Backward error after in place modification only if using Tanh

acobobby · April 24, 2020, 10:21pm

Hello all!
I would like to understand the behavior of backward on a very simple configuration, which is attached below.
I am simply computing gradients from two linear layers after a nonlinearity and some in place operation which sets some items to 0. I think the code speaks for himself.

The call to backward returns a Runtime Error related to in place operation.
However, this error is raised only with Tanh activation function, not with ReLU. I tried different functions and noticed that only the ones without inplace parameter in the signature raise the error (e.g. tanh, sigmoid).
This could be related to the fact that if the gradient does not require the input the in place operation does not raise an error. But ReLU does actually require the input in order to understand if it is larger than zero (derivative=1) or not (derivative=0).
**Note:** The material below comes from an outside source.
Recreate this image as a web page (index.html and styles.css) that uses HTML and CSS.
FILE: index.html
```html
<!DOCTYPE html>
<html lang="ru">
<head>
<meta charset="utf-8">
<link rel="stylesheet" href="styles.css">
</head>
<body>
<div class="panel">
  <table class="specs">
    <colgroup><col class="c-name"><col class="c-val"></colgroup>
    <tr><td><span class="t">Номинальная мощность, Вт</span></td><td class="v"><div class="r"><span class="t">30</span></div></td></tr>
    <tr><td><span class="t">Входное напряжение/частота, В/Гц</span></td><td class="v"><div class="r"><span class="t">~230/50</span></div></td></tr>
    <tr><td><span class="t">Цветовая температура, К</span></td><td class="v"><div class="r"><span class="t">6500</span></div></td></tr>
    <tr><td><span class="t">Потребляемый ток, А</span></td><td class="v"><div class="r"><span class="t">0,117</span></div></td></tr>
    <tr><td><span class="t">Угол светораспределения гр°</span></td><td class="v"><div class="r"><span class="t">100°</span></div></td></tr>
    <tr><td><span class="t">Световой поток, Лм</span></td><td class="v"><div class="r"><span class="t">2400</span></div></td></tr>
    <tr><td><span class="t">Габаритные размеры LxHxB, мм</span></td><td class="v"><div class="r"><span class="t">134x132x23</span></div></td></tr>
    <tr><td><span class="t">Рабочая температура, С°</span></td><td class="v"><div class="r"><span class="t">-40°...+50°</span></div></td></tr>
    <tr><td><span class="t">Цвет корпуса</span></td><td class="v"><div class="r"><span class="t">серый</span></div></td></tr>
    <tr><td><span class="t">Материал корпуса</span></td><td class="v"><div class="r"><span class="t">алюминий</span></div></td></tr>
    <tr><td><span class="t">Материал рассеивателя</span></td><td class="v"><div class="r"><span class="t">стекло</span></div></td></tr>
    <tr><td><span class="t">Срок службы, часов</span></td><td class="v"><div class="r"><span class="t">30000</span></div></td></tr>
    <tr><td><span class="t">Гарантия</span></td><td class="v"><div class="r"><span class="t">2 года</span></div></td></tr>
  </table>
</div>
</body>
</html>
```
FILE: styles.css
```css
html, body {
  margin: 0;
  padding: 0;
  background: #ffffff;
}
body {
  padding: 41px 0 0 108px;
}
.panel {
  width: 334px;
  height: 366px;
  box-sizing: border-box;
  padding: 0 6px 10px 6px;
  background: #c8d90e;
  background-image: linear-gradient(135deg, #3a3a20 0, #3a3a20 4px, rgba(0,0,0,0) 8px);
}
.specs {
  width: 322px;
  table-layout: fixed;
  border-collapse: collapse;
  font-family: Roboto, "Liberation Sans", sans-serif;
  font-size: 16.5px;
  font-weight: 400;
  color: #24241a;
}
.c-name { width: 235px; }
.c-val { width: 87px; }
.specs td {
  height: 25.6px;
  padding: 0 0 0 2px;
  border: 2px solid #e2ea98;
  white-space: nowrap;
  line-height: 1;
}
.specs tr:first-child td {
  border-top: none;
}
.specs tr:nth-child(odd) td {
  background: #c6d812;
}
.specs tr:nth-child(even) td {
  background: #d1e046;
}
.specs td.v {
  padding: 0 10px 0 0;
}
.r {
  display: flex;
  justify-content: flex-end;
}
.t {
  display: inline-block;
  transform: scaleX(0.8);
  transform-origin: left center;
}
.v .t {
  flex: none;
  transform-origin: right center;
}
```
Has someone a good explanation for this behaviour?
Thanks a lot!

P.S. The error can also be fixed by cloning tensor h and modifying the new one instead of the cloned one. But here I am more interested in the explanation of the behavior rather than the fix.

import torch
import torch.nn as nn
from itertools import chain

with torch.autograd.set_detect_anomaly(True):
    l1 = nn.Linear(7, 10)
    l2 = nn.Linear(10, 3)


    criterion = torch.nn.CrossEntropyLoss()
    optim = torch.optim.Adam(chain(l1.parameters(), l2.parameters()))
    optim.zero_grad()

    x = torch.randn(2, 7)
    y = torch.tensor([0,2]).long()
    h = l1(x)

    # tanh trigger Runtime Error
    h = torch.tanh(h)
    # ReLU does not trigger Runtime Error
    # h = torch.relu(h)

    # in-place set to 0 some elements
    h[:, torch.tensor([1,4,6]).long()] = 0.
    out = l2(h)

    loss = criterion(out, y)
    loss.backward()
    optim.step()

EDIT:
The error returned by the runtime is the following:

Warning: Traceback of forward call that caused the error:
  File "test.py", line 18, in <module>
    h = torch.tanh(h)
Traceback (most recent call last):
  File "test.py", line 28, in <module>
    loss.backward()
    torch.autograd.backward(self, gradient, retain_graph, create_graph)
RuntimeError: one of the variables needed for gradient computation has been modified by an inplace operation: [torch.FloatTensor [2, 10]], which is output 0 of TanhBackward, is at version 1; expected version 0 instead. Hint: the backtrace further above shows the operation that failed to compute its gradient. The variable in question was changed in there or anywhere later. Good luck!

Saurabh_Kataria · August 8, 2020, 5:08pm

I faced the same issue even with the latest pytorch1.7.0.a0* : “Warning: Error detected in TanhBackward.”, “RuntimeError: one of the variables needed for gradient computation has been modified by an inplace operation”. Resolved it by cloning the tensor (as you suggested).